Here I set 1 rule, 1 time per DC. I'd still be able to use prepared queries if I need finer control on a per-service level.

slackpad commented 8 years ago

@bacoboy ok I understand the difference for the case where there are many, many services and you have good parity between DCs and it makes sense to fallback queries for any service.

slackpad commented 8 years ago

We've got a new extension to prepared queries landing soon that will allow this type of behavior in the form of prepared query templates - https://github.com/hashicorp/consul/pull/1764. You'll be able to define a template prepared query that matches multiple (and potentially all) services within a datacenter and lets you apply prepared query logic to them.

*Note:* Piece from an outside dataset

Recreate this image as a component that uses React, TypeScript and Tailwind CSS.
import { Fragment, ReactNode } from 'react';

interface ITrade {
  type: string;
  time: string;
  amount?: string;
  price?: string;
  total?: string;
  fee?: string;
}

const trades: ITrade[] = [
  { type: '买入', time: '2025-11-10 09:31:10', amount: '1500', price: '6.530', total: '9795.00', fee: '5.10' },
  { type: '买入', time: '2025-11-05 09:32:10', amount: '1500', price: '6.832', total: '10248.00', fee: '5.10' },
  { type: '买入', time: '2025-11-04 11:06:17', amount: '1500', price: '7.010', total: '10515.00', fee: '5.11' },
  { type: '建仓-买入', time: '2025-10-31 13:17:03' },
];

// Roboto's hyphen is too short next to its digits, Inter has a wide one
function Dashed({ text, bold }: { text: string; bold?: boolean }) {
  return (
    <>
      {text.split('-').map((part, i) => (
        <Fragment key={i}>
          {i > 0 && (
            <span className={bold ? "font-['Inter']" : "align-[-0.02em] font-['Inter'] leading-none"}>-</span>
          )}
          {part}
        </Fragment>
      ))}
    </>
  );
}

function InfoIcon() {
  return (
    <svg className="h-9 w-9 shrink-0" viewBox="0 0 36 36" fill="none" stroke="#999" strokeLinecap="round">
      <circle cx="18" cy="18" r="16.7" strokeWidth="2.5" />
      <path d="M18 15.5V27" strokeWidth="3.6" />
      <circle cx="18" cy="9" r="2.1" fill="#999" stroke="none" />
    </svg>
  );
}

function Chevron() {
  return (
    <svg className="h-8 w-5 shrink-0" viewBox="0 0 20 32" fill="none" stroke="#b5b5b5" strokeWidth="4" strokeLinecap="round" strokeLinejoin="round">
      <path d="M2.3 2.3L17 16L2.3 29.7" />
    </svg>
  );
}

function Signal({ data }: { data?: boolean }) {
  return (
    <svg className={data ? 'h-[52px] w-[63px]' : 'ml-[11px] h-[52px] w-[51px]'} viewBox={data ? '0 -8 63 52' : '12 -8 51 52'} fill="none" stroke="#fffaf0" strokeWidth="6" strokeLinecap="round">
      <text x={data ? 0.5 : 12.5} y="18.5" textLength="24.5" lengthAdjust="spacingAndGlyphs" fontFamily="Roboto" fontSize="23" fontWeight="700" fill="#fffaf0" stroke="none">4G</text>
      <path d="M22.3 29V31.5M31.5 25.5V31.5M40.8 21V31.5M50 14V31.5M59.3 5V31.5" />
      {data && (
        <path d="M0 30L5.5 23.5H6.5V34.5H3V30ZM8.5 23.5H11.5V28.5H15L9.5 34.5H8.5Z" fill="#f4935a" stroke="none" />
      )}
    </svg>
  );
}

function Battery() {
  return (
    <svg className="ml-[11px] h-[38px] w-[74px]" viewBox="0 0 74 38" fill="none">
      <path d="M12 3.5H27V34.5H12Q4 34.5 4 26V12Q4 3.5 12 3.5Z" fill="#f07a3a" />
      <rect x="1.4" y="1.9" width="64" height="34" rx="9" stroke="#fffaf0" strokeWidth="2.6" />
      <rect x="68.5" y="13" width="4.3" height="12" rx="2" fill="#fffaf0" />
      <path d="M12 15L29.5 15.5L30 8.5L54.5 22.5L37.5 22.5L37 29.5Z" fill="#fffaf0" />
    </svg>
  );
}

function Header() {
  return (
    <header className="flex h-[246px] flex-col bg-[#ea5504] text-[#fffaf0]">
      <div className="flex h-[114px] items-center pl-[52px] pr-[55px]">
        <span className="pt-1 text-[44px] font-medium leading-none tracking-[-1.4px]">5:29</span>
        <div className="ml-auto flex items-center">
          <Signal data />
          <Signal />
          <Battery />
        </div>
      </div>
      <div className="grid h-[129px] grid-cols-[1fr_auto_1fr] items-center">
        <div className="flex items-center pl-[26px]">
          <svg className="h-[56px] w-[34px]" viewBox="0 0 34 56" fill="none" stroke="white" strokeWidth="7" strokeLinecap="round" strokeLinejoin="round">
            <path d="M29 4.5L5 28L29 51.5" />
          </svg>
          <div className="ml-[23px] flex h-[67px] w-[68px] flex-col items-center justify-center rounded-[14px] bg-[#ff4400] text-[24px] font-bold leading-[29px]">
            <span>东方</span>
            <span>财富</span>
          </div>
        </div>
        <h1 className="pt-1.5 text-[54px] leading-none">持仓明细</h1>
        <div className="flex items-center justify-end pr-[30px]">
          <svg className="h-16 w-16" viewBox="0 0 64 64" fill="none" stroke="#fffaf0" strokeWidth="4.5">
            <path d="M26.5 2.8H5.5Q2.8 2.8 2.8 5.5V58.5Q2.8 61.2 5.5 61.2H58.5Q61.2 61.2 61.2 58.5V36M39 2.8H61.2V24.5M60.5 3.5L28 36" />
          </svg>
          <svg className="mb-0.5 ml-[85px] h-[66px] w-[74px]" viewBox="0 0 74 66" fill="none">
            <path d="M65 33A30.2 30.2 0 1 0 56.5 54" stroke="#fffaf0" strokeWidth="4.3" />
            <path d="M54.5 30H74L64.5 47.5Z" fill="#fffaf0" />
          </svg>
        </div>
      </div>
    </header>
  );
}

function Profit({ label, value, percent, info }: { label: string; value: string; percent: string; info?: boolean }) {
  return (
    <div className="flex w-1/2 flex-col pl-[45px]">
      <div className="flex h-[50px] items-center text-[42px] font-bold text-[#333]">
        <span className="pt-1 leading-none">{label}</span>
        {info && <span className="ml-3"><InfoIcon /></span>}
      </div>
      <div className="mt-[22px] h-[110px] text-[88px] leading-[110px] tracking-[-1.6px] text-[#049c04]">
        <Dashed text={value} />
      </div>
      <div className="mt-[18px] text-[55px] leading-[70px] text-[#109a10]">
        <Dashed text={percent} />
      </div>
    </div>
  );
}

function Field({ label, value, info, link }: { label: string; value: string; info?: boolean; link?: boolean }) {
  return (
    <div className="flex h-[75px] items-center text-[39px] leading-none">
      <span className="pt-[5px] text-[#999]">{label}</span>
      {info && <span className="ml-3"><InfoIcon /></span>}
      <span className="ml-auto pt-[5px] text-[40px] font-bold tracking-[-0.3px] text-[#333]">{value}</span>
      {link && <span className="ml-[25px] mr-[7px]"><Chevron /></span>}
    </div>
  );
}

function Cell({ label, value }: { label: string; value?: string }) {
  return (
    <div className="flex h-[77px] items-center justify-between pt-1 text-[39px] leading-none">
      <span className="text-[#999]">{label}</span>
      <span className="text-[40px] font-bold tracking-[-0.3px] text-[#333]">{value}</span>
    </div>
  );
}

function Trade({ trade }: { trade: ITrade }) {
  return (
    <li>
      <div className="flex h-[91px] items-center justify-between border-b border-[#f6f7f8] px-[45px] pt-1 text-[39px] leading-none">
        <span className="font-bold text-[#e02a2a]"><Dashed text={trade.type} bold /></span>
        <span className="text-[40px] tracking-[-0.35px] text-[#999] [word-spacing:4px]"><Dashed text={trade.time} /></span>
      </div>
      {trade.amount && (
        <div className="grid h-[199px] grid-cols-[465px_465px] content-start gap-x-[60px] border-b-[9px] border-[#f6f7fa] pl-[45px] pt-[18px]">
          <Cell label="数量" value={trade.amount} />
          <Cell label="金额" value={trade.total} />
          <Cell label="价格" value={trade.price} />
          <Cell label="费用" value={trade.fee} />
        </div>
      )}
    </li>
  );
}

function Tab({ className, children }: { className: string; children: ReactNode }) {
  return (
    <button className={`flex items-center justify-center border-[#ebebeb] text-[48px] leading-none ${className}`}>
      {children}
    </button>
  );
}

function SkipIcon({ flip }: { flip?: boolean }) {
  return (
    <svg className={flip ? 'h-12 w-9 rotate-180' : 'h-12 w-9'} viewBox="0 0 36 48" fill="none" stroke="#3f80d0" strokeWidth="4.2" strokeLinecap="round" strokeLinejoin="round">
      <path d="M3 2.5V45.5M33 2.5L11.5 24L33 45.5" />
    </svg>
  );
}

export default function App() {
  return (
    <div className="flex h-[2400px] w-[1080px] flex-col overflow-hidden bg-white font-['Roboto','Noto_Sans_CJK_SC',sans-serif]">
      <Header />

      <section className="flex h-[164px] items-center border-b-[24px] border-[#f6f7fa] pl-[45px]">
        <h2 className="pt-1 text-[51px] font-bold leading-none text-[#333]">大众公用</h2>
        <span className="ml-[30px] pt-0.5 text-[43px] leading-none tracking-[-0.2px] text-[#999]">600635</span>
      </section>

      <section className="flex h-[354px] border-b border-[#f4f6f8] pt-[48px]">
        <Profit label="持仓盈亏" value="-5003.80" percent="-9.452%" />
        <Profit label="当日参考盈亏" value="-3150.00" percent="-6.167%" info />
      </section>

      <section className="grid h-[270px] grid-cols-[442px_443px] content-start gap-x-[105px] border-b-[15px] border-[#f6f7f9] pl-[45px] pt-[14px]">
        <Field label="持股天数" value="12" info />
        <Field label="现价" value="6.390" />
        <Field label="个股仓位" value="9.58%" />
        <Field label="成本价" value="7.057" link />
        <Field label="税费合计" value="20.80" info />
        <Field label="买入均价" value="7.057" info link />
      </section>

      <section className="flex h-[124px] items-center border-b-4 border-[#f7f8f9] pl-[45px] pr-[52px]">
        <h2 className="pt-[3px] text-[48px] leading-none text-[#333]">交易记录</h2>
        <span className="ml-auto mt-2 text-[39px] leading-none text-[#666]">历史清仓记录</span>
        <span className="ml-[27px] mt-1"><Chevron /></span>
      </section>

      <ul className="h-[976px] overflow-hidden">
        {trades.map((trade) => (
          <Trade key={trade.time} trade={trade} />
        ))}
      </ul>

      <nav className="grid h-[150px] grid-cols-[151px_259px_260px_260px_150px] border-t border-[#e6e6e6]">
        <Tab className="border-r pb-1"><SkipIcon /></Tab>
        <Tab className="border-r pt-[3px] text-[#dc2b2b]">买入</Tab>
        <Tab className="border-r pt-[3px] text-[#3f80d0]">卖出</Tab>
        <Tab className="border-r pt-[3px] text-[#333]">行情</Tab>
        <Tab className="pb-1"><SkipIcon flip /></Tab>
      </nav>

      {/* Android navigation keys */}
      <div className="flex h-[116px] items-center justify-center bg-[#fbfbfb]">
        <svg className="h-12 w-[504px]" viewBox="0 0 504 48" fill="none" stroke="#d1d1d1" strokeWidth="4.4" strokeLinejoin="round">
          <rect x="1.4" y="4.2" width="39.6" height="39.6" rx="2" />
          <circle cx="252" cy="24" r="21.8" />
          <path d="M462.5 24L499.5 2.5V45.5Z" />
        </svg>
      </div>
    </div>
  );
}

Here's an example query that you could register in cn-north-1 to get the fallback ordering as shown in the diagram above. Note that the Name prefix is empty, so it'll match any service queried:

{
  Name: "",
  "Template": {
    "Type": "name_prefix_match"
  },
  "Service": {
    "Service": "${name.full}",
    "Failover": {
      "Datacenters": ["ap-southeast-1", "us-west-1", "us-east-1"]
    }
}

Once this was configured in cn-north-1, then looking up *.query.consul would try to resolve locally first and then fall back to the listed datacenters. See the PR for more details.

slackpad commented 8 years ago

Closing this out - prepared query templates allow you prefix match service names (up to an empty prefix that matches any service with a single query). This shipped in 0.6.4 so I think we are good here. Please let me know if you have any questions.